The decision to join the Southwest Power Pool was discussed and studied extensively by these utility groups for years before the systems decided to join SPP. In the end, they joined SPP because it allows these utilities to share generation and transmission resources with other utilities up and down the region in a more efficient manner and provide more reliable electricity to consumers. This decision has also brought financial benefits to consumers across the region.

Specifically for Basin Electric, the cooperative is able to sell generation into the market and East River Electric is able to see a return on transmission infrastructure. It’s led to a multi-million-dollar annual benefit to consumers in the East River footprint alone, with added financial benefits to other member cooperatives in the Basin Electric family. It means ratepayers see the benefit in the form of affordable and stable rates. East River Electric’s average wholesale rate has been stable for several years and has been reduced each of the past three years.

Details on the Southwest Power Pool
The Southwest Power Pool is a Regional Transmission Organization that balances energy generation with energy usage across 14 states from the Canadian border south to Oklahoma, New Mexico and parts of Texas. On a typical day, generation and transmission assets are used in the most efficient way possible by balancing energy generation with energy needs, allowing generation units across the SPP footprint to run and keep the grid stable at the lowest possible cost.

Transmission operation
In the Upper Midwest, the Western Area Power Administration (WAPA), the federal agency that markets power from the hydroelectric dams, is the Transmission Operator in the region. WAPA operates the bulk transmission infrastructure that delivers power from both WAPA and Basin Electric to East River Electric. East River Electric, which is a Transmission Owner in SPP, operates transmission and substation infrastructure that brings power to local member distribution systems who, in turn, deliver power to homes, farms and businesses.

Emergency situation
Several days before we experienced an energy emergency on Feb. 16, the Southwest Power Pool began notifying utilities that forecasted cold weather in much of their service territory could lead to potential issues on the grid. SPP began asking local utilities to start asking their consumers to voluntarily conserve energy to help ease strain on the regional grid. However, because of continued cold weather from Canada to Texas, demand for electricity outpaced generation resources that were available. In an emergency situation, SPP gives WAPA notice that rolling outages are needed with little notice. Then WAPA is required to begin rolling outages which impacts the transmission and substations in East River Electric’s system. When their substations are de-energized, consumers of local member distribution systems experience a power outage. This is what happened in our region on Feb. 16. These short-term outages are needed to protect the rest of the grid from damage and potentially uncontrolled outages that take longer to repair.

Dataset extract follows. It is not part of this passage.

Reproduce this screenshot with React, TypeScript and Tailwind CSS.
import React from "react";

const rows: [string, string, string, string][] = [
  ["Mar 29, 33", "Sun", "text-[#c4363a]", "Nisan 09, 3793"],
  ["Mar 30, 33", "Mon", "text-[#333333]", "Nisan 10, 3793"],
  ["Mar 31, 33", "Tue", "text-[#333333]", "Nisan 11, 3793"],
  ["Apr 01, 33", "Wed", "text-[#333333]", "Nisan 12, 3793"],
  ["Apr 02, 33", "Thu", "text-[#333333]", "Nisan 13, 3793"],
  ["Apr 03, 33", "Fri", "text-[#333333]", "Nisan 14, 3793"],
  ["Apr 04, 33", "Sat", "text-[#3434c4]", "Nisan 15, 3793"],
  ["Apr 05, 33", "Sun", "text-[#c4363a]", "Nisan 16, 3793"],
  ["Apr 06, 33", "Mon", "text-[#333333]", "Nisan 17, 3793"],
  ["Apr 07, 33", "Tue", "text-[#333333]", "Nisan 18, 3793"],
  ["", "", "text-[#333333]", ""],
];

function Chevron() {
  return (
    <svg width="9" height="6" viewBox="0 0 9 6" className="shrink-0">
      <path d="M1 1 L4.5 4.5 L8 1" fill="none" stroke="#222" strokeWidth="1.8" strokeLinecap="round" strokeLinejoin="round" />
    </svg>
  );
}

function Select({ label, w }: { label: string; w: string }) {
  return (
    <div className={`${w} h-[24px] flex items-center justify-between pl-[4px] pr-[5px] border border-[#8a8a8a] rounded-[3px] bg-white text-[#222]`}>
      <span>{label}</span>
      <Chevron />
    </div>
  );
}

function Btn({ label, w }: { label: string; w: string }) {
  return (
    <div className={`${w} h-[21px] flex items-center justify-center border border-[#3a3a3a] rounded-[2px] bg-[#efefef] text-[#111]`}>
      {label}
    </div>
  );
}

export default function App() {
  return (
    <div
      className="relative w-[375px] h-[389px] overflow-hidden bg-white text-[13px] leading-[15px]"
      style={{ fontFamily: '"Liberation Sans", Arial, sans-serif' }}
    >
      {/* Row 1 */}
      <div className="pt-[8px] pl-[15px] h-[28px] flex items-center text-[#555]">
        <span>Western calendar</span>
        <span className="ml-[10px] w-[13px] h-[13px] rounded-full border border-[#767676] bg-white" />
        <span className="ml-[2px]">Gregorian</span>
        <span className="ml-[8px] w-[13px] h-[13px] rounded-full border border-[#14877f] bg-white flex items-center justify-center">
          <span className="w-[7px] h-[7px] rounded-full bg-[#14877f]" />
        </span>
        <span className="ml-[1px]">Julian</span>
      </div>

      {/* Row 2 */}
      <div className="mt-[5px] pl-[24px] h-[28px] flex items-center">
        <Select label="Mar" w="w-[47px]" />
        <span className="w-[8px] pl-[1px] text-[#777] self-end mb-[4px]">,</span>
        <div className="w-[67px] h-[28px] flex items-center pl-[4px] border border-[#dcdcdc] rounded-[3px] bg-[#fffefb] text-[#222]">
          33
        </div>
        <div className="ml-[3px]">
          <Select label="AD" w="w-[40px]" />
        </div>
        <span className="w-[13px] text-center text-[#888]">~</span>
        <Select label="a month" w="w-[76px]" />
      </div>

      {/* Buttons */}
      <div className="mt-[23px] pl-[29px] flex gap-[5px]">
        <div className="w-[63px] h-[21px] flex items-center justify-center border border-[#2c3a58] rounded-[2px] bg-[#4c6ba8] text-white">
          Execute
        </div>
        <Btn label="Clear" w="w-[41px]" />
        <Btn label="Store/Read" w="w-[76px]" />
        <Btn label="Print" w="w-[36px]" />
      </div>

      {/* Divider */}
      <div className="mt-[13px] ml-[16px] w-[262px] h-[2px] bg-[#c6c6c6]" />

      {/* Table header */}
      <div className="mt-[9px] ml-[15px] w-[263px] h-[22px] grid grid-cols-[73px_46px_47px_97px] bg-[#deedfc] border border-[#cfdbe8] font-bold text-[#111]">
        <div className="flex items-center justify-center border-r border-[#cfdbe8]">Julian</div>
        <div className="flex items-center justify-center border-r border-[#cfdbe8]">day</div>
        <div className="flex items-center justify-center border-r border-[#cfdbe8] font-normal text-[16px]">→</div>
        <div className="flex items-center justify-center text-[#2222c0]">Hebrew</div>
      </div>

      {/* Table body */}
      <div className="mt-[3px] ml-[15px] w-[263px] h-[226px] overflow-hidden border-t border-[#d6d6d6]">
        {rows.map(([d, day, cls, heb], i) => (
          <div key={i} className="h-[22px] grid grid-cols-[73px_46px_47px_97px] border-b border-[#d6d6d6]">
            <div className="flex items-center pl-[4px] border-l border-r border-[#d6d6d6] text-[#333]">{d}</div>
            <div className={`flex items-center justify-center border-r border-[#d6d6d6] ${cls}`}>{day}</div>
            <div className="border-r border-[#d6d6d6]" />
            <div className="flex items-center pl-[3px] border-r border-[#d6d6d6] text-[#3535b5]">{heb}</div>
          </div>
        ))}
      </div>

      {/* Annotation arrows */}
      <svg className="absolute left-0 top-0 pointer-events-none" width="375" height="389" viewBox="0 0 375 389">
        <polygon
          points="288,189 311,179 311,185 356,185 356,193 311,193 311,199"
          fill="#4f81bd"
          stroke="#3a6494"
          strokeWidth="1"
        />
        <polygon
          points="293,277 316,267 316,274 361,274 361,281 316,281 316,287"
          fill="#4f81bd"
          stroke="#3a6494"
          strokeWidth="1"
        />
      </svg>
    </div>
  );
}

Excess generation resources mandated by federal government
Consumers may wonder how a utility group could come up short on the amount of generation needed to meet electric demand. The federal government requires regional transmission organizations to keep an excess of generation in their portfolios specifically for emergency situations. In the emergency that recently occurred, a combination of unfortunate circumstances led to rolling outages. A lack of normal wind energy capacity impacted the amount of generation available. Out of about 27,000 megawatts of wind energy in the SPP portfolio, there were times when the wind towers producing electricity amounted to only around 500 megawatts of the 27,000 megawatts typically available. Natural gas power plants also had issues staying online because of delivery issues, cold weather and a tight supply. Combine those two situations with record-breaking cold weather across the entire geographic region of SPP, electric demand outpaced the generation available.

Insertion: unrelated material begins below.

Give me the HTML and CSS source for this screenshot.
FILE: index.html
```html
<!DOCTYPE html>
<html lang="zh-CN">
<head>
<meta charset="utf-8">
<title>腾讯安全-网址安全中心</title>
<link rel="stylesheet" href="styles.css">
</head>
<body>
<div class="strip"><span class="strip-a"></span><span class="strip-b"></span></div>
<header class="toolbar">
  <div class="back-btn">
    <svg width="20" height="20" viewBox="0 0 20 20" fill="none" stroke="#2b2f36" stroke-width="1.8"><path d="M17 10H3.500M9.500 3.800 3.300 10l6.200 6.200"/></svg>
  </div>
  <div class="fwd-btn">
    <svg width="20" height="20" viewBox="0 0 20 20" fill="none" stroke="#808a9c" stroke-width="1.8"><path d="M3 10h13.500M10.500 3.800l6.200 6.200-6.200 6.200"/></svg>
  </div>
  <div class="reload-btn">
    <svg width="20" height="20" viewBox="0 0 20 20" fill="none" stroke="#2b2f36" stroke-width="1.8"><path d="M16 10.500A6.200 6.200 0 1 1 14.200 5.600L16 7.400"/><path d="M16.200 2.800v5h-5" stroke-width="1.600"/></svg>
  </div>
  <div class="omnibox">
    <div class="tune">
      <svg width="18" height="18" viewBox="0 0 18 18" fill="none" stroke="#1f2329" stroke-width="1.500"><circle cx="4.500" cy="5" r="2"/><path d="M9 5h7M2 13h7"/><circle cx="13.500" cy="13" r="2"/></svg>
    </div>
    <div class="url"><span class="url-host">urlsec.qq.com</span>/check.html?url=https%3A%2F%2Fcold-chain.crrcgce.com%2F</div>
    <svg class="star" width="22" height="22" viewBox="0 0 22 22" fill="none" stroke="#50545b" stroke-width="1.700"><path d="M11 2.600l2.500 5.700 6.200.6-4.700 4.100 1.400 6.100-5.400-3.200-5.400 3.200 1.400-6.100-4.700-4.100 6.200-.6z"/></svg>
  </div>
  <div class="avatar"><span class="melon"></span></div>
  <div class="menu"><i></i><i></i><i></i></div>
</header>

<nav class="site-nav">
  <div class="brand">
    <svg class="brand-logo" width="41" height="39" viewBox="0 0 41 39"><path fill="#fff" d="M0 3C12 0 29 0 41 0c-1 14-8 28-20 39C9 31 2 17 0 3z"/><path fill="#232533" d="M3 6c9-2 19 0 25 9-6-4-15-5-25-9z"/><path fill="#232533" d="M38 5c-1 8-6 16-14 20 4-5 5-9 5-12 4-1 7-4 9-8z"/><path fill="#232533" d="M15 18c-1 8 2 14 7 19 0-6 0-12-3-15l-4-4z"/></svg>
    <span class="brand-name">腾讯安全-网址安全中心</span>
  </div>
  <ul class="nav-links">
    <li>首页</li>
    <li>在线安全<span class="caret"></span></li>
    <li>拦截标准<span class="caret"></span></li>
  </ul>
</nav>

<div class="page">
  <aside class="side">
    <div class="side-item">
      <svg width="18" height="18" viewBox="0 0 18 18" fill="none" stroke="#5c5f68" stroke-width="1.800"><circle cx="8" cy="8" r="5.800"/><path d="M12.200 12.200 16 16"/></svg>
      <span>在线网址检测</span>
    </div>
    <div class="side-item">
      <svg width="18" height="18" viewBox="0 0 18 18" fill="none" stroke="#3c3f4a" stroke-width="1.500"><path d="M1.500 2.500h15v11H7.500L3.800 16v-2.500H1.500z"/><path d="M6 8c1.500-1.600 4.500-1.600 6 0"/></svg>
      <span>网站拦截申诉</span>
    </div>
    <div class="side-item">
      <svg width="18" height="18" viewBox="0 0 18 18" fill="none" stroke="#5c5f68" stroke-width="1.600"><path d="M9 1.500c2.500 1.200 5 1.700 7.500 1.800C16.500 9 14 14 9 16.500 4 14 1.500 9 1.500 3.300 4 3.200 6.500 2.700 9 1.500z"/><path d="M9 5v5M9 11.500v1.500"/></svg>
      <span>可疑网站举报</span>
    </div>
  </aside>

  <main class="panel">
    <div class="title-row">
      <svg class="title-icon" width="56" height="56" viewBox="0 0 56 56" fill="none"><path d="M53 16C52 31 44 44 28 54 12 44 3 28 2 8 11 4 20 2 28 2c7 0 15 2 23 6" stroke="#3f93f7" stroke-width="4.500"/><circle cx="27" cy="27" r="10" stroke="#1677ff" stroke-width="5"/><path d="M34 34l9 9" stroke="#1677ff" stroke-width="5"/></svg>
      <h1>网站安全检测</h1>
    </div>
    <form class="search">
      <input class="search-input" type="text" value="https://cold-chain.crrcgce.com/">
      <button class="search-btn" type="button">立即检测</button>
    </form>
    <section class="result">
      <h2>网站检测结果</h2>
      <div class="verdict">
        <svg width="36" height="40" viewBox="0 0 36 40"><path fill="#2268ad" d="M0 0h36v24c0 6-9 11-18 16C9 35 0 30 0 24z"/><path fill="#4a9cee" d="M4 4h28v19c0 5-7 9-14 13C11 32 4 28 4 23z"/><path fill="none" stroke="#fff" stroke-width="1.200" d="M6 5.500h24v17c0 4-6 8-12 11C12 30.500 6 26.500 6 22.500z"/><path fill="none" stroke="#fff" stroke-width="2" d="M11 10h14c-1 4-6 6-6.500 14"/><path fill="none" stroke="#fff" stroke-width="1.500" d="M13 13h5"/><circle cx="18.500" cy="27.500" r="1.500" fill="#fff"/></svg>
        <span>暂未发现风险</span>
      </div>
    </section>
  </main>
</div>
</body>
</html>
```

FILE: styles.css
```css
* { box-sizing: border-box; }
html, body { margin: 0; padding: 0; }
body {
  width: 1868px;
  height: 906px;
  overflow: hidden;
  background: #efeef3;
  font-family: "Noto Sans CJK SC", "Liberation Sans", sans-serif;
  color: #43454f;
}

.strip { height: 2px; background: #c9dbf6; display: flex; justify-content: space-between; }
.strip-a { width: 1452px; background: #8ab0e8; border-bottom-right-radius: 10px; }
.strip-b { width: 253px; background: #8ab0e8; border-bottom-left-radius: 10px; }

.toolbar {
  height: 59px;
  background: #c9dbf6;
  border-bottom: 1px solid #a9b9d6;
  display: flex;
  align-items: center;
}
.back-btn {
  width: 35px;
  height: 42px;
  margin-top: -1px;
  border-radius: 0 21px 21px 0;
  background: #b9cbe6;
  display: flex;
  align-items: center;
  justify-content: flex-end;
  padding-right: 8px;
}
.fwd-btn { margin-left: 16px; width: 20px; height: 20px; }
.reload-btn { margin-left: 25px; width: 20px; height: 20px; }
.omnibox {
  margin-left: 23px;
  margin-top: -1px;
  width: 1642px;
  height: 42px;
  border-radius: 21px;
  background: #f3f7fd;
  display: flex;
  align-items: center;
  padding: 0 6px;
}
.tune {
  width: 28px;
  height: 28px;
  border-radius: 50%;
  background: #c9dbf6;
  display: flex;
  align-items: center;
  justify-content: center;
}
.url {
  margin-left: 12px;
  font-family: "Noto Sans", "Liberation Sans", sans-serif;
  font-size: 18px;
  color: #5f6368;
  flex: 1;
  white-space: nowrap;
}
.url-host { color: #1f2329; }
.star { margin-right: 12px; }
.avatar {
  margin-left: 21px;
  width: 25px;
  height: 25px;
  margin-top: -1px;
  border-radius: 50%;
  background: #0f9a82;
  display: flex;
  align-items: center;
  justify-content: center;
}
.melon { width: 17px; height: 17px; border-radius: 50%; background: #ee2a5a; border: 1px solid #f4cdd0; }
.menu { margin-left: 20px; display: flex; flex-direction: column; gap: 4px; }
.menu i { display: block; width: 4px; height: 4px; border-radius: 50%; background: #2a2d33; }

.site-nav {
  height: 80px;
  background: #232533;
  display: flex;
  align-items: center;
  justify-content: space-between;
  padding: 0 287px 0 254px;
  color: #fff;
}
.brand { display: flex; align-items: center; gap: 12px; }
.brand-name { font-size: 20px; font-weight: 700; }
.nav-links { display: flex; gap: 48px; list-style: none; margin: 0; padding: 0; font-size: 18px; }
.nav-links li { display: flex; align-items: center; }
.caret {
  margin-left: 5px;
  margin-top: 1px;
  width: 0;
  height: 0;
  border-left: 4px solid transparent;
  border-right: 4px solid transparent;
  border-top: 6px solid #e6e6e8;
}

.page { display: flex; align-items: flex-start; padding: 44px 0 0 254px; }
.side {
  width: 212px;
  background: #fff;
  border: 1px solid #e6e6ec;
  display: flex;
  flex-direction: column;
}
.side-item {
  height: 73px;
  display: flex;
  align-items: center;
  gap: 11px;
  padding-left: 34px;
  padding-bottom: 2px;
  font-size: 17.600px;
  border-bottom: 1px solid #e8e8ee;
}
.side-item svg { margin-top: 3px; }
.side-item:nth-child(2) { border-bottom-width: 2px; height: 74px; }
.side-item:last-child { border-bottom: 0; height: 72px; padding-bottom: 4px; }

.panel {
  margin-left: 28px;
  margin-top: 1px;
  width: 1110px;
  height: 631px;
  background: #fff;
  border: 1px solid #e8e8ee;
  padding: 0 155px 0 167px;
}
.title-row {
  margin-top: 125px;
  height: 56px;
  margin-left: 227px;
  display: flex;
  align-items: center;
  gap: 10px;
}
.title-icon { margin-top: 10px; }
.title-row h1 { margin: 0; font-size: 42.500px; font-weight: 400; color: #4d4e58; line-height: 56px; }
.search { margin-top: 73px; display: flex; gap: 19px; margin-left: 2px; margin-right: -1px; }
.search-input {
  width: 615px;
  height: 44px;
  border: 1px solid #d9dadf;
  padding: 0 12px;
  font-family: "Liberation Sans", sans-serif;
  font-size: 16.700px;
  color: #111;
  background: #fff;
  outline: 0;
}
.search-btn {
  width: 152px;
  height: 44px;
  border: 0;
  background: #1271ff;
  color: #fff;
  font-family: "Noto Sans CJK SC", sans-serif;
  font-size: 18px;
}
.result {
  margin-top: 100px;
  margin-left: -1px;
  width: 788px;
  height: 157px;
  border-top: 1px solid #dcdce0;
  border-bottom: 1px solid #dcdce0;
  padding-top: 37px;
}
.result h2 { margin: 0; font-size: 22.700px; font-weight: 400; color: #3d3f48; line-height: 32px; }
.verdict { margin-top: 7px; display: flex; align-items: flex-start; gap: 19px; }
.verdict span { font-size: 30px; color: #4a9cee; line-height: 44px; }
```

Benefits for consumers continue
Being a member of the Southwest Power Pool has created many benefits for utilities and their consumers in the region. In times of unplanned outages of generation units in any given area of SPP, they are able to access generation from another area to ensure consumers continue to have power. It has prevented outages in many instances. If a utility’s generation units are unable to run on any given day, for whatever reason (technical malfunction, transmission issues, lack of fuel supply, etc.) they are able to access generation from the Southwest Power Pool to continue the flow of electricity to their consumers. If they were a standalone utility without a shared generation and transmission grid, their consumers would experience an outage until the problem at their generation units was resolved.

Overall, being part of a Regional Transmission Organization like the Southwest Power Pool helps to keep electricity more affordable and reliable for consumers across our region.